People make fun of the [Securities and Exchange Commission] and [Commodity Futures Trading Commission] on the regulatory front in the U.S., but they are great about educating potential investors about how to keep their money safe when they’re buying and selling in markets.
What were you most surprised to learn about Vitalik while researching the book?
Vitalik really clicked for me after his dad shared some of this document he wrote when he was seven called the “Encyclopedia of Bunnies.” It was this 20-page Word document that he wrote because he was absolutely obsessed with bunnies. It’s really impressive.
For some people, you find a certain detail about their life that sort of unlocks them, or encapsulates them. I felt like that was the bunny book for him. We all know he’s brilliant, but he’s also really funny and meticulous. He poured all this energy into this thing as a seven-year-old. Once I had that, it helped me see him as a person.
I also didn’t know that behind the scenes of the Ethereum Foundation was such a sh**tshow. There were people fired after six months, a reorganization and then more people fired. They tried to straighten out by bringing in a board of directors and executive director – but they were at each other’s throats from the beginning.
I love the story of all the people who came together to create Ethereum, and the mismanagement of it since the beginning. It never really got better. Despite all the politics and backstabbing, the idea was so good and valid that it survived all of that.
Do you think they’re going to be able to successfully manage shifting to Eth 2.0?
I think so. It’s been a long time coming. I interviewed Vitalik at a Devcon3 in 2017, where he said proof-of-stake would be here by the end of the year. Another thing I learned about Ethereum is that it has never delivered on time. They thought they would be able to do their crowdsale the Tuesday after the Miami Bitcoin Conference. It was six months late. They’ve always had a problem with timelines.
That being said, I’ve started to see signs that Eth 2.0 is coming closer to fruition. I don’t have any reason to suggest that they won’t be able to deliver.
It seems like you’ve really bought into the vision of Ethereum. What are you most excited about?
I’m interested in all the Web 3.0 applications being developed on Ethereum that are allowing people to take control over their data and privacy. We’re starting to see that mature. Metamask has gone mobile. There are truly decentralized web applications being put in place.
It gets to the heart of the idealism that folks like Gavin Woods, Vitalik and Neha Nerula had from the beginning. These people really thought they could change the world and they’re doing the work to help make it come about.
It’s slow and piecemeal. But that vision is clearer now than at any time in the past. Ethereum, DeFi, Web 3.0 will be alternatives, but they won’t replace anything. Bitcoin isn’t going to replace the U.S. dollar as the global currency, but it’s an alternative.
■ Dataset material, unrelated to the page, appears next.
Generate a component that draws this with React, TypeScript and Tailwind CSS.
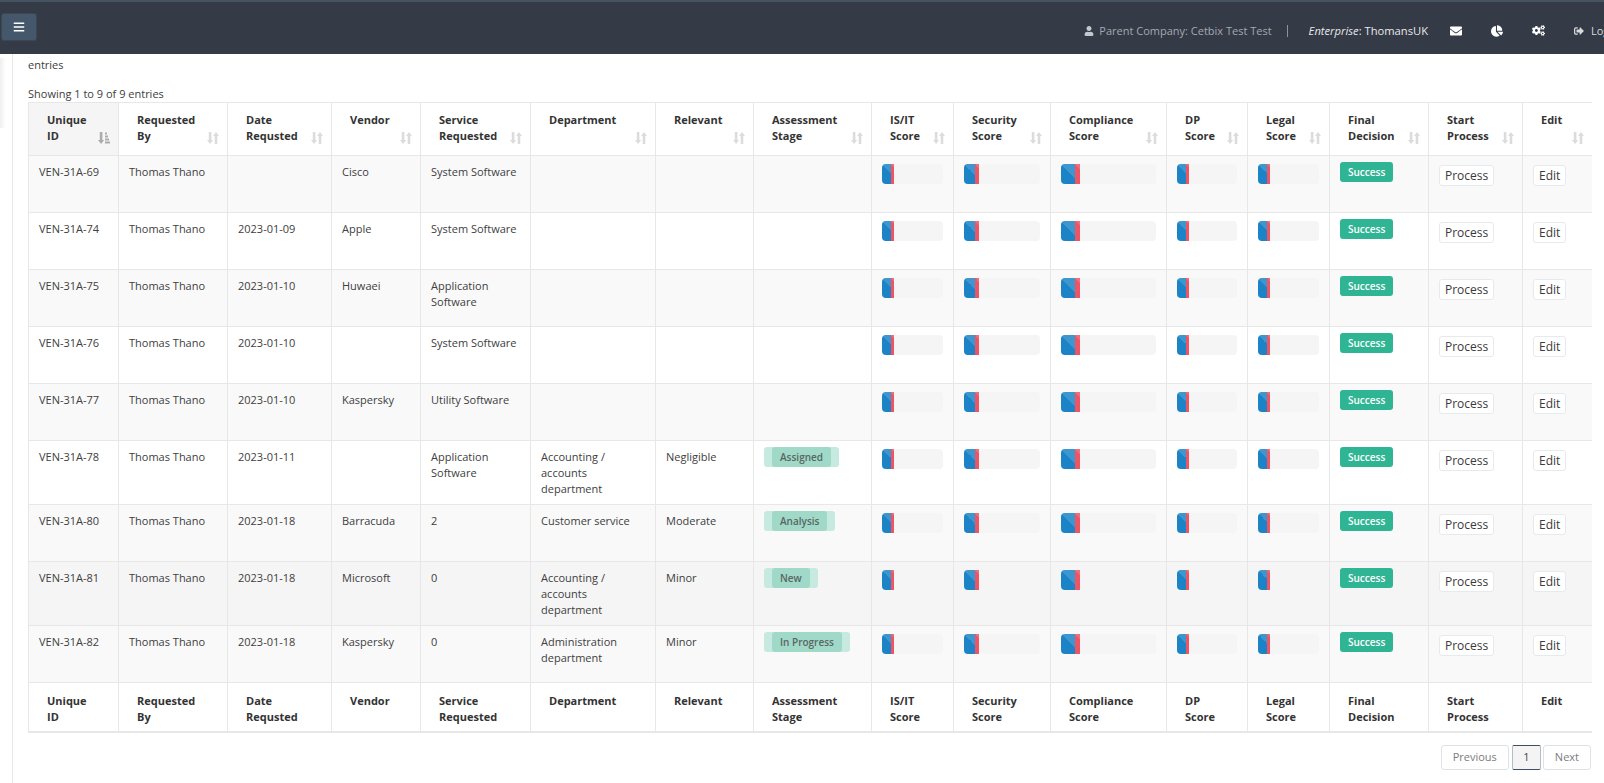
import { FaUser, FaEnvelope, FaChartPie, FaCogs, FaSignOutAlt, FaBars } from 'react-icons/fa';

const columns = [
  { label: ['Unique', 'ID'], width: 90 },
  { label: ['Requested', 'By'], width: 109 },
  { label: ['Date', 'Requsted'], width: 104 },
  { label: ['Vendor'], width: 89 },
  { label: ['Service', 'Requested'], width: 110 },
  { label: ['Department'], width: 125 },
  { label: ['Relevant'], width: 98 },
  { label: ['Assessment', 'Stage'], width: 118 },
  { label: ['IS/IT', 'Score'], width: 82 },
  { label: ['Security', 'Score'], width: 97 },
  { label: ['Compliance', 'Score'], width: 116 },
  { label: ['DP', 'Score'], width: 81 },
  { label: ['Legal', 'Score'], width: 82 },
  { label: ['Final', 'Decision'], width: 99 },
  { label: ['Start', 'Process'], width: 94 },
  { label: ['Edit'], width: 69 },
];

const rows = [
  { id: 'VEN-31A-69', date: '', vendor: 'Cisco', service: 'System Software', dept: '', relevant: '', stage: '', height: 57, bg: 'bg-[#f9f9f9]' },
  { id: 'VEN-31A-74', date: '2023-01-09', vendor: 'Apple', service: 'System Software', dept: '', relevant: '', stage: '', height: 57, bg: 'bg-white' },
  { id: 'VEN-31A-75', date: '2023-01-10', vendor: 'Huwaei', service: 'Application Software', dept: '', relevant: '', stage: '', height: 57, bg: 'bg-[#f9f9f9]' },
  { id: 'VEN-31A-76', date: '2023-01-10', vendor: '', service: 'System Software', dept: '', relevant: '', stage: '', height: 57, bg: 'bg-white' },
  { id: 'VEN-31A-77', date: '2023-01-10', vendor: 'Kaspersky', service: 'Utility Software', dept: '', relevant: '', stage: '', height: 57, bg: 'bg-[#f9f9f9]' },
  { id: 'VEN-31A-78', date: '2023-01-11', vendor: '', service: 'Application Software', dept: 'Accounting / accounts department', relevant: 'Negligible', stage: 'Assigned', height: 64, bg: 'bg-white' },
  { id: 'VEN-31A-80', date: '2023-01-18', vendor: 'Barracuda', service: '2', dept: 'Customer service', relevant: 'Moderate', stage: 'Analysis', height: 57, bg: 'bg-[#f9f9f9]' },
  { id: 'VEN-31A-81', date: '2023-01-18', vendor: 'Microsoft', service: '0', dept: 'Accounting / accounts department', relevant: 'Minor', stage: 'New', height: 64, bg: 'bg-[#f5f5f5]', hover: true },
  { id: 'VEN-31A-82', date: '2023-01-18', vendor: 'Kaspersky', service: '0', dept: 'Administration department', relevant: 'Minor', stage: 'In Progress', height: 57, bg: 'bg-[#f9f9f9]' },
];

const cellBorder = 'border border-[#e7e7e7] last:border-r-0';
const textCell = `${cellBorder} px-[10px] pt-2 align-top`;

// fat up/down arrows of the unsorted columns
function SortIcon() {
  return (
    <svg viewBox="0 0 12 12" className="absolute bottom-[11px] right-[8px] h-3 w-3 fill-[#dcdcdc]">
      <path d="M1.8 0h2.6v8h1.7L3.1 12 0 8h1.8z" />
      <path d="M9 0l3 4h-1.7v8H7.7V4H6z" />
    </svg>
  );
}

// sorted column: down arrow and growing bars
function SortedIcon() {
  return (
    <svg viewBox="0 0 12 12" className="absolute bottom-[11px] right-[8px] h-3 w-3 fill-[#acacac]">
      <path d="M1.8 0h2.6v8h1.7L3.1 12 0 8h1.8z" />
      <rect x="7" y="0.5" width="2" height="2" />
      <rect x="7" y="3.5" width="3" height="2" />
      <rect x="7" y="6.5" width="4" height="2" />
      <rect x="7" y="9.5" width="5" height="2" />
    </svg>
  );
}

function HeadCell({ label, index, sortable }: { label: string[]; index: number; sortable: boolean }) {
  return (
    <th
      className={`relative ${cellBorder} pb-0 pl-[18px] pr-2 text-left align-top font-bold leading-4 text-[#333] ${
        sortable ? 'pt-[9px]' : 'pt-[10px]'
      } ${sortable && index === 0 ? 'bg-[#f5f5f5]' : 'bg-white'}`}
    >
      {label.map((line) => (
        <div key={line}>{line}</div>
      ))}
      {sortable && (index === 0 ? <SortedIcon /> : <SortIcon />)}
    </th>
  );
}

function ScoreBar({ hover }: { hover?: boolean }) {
  return (
    <div className={`flex h-5 w-full overflow-hidden rounded-[4px] ${hover ? 'bg-transparent' : 'bg-[#f5f5f5]'}`}>
      <div className="h-full w-[15%] bg-[#1c84c6] bg-[linear-gradient(45deg,rgba(255,255,255,.15)_25%,transparent_25%,transparent_50%,rgba(255,255,255,.15)_50%,rgba(255,255,255,.15)_75%,transparent_75%,transparent)] bg-[length:40px_40px]" />
      <div className="h-full w-[5%] bg-[#ed5565] bg-[linear-gradient(45deg,rgba(255,255,255,.15)_25%,transparent_25%,transparent_50%,rgba(255,255,255,.15)_50%,rgba(255,255,255,.15)_75%,transparent_75%,transparent)] bg-[length:40px_40px]" />
    </div>
  );
}

function StageBadge({ text }: { text: string }) {
  return (
    <div className="-mt-[2px] w-fit rounded-[3px] bg-[#c6e9e0] px-2">
      <div className="rounded-[3px] bg-[#a0d9c8] px-2 text-[10px] font-semibold leading-5 text-[#5a6663]">{text}</div>
    </div>
  );
}

function OutlineButton({ text }: { text: string }) {
  return (
    <div className="w-fit rounded-[3px] border border-[#e7eaec] bg-white px-[5px] text-xs leading-[19px] text-[#3a3a3a]">{text}</div>
  );
}

export default function App() {
  return (
    <div className="flex h-[783px] w-[1604px] flex-col overflow-hidden bg-white font-['Open_Sans',sans-serif] text-[11px] text-[#404040]">
      <header className="flex h-[54px] shrink-0 items-center border-t-2 border-[#45525f] bg-[#343a46] pb-[2px] pl-px">
        <button className="flex h-7 w-9 items-center justify-center rounded-[3px] border border-[#3a4854] bg-[#45586b] text-white">
          <FaBars className="h-3 w-3" />
        </button>
        <div className="ml-auto flex items-center whitespace-nowrap pt-2">
          <FaUser className="mr-[5px] h-[10px] w-[10px] text-[#c4c8cc]" />
          <span className="text-[#a4a9b0]">Parent Company: Cetbix Test Test</span>
          <span className="mx-[15px] h-3 w-px bg-[#8d939b]" />
          <span className="ml-[6px] text-[11.2px] text-[#e8e9eb]">
            <em>Enterprise</em>: ThomansUK
          </span>
          <FaEnvelope className="ml-[22px] h-3 w-3 text-white" />
          <FaChartPie className="ml-[29px] h-3 w-3 text-white" />
          <FaCogs className="ml-[29px] h-[13px] w-[13px] text-white" />
          <FaSignOutAlt className="ml-[29px] h-[10px] w-[10px] text-[#d8dadd]" />
          <span className="ml-[7px] w-[13px] overflow-hidden text-[#d8dadd]">Logout</span>
        </div>
      </header>

      <div className="flex min-h-0 flex-1">
        <aside className="w-[13px] shrink-0 border-r border-[#e7e7e7]">
          <div className="mt-1 h-[70px] w-[6px] bg-gradient-to-r from-[#efefef] to-white" />
        </aside>

        <main className="min-w-0 flex-1 pl-[15px]">
          <div className="pt-[3px] leading-4">entries</div>
          <div className="mt-[13px] leading-4">Showing 1 to 9 of 9 entries</div>

          <table className="w-[1563px] table-fixed border-collapse">
            <colgroup>
              {columns.map((col) => (
                <col key={col.label.join(' ')} style={{ width: col.width }} />
              ))}
            </colgroup>
            <thead>
              <tr className="h-[53px]">
                {columns.map((col, i) => (
                  <HeadCell key={col.label.join(' ')} label={col.label} index={i} sortable />
                ))}
              </tr>
            </thead>
            <tbody className="leading-4">
              {rows.map((row) => (
                <tr key={row.id} className={row.bg} style={{ height: row.height }}>
                  <td className={textCell}>{row.id}</td>
                  <td className={textCell}>Thomas Thano</td>
                  <td className={textCell}>{row.date}</td>
                  <td className={textCell}>{row.vendor}</td>
                  <td className={textCell}>{row.service}</td>
                  <td className={textCell}>{row.dept}</td>
                  <td className={textCell}>{row.relevant}</td>
                  <td className={textCell}>{row.stage && <StageBadge text={row.stage} />}</td>
                  {[0, 1, 2, 3, 4].map((n) => (
                    <td key={n} className={textCell}>
                      <ScoreBar hover={row.hover} />
                    </td>
                  ))}
                  <td className={`${cellBorder} px-[10px] pt-[6px] align-top`}>
                    <div className="w-fit rounded-[3px] bg-[#2fb594] px-2 text-[10px] font-semibold leading-5 text-white">Success</div>
                  </td>
                  <td className={`${cellBorder} px-[10px] pt-[9px] align-top`}>
                    <OutlineButton text="Process" />
                  </td>
                  <td className={`${cellBorder} px-[10px] pt-[9px] align-top`}>
                    <OutlineButton text="Edit" />
                  </td>
                </tr>
              ))}
            </tbody>
            <tfoot>
              <tr className="h-[49px] border-b-2 border-[#e7e7e7]">
                {columns.map((col, i) => (
                  <HeadCell key={col.label.join(' ')} label={col.label} index={i} sortable={false} />
                ))}
              </tr>
            </tfoot>
          </table>

          <div className="mt-3 flex w-[1563px] justify-end text-[#7c7c7c]">
            <div className="flex h-[25px] items-center rounded-[3px] border border-[#dfe2e4] px-[11px]">Previous</div>
            <div className="ml-[3px] flex h-[25px] w-[29px] items-center justify-center rounded-[2px] border border-[#b4bcc4] border-y-[#3d4f61] bg-[#f4f4f4] text-[#444]">1</div>
            <div className="ml-[2px] flex h-[25px] items-center rounded-[3px] border border-[#dfe2e4] px-[11px]">Next</div>
          </div>
        </main>
      </div>
    </div>
  );
}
All of these things, if they’re done well, can be a stable alternative for those who want to have greater privacy. Most people want convenience over privacy, and that’s up to them. But right now, there isn’t much choice.
That promise will propel this forward. It almost seems like a return to something the internet had at the beginning. Andreas Antonopoulos says we need to redecentralize the web – that feels like what’s happening here. Google isn’t going away, but I want an alternative.
What do you think the subject of the next great crypto book will be?
I think the Tether saga – if someone could really tell that story and get all the details. I tried. It’s very hard. I still think there are bitcoin stories to tell. But the space moves so fast, it’s hard to say.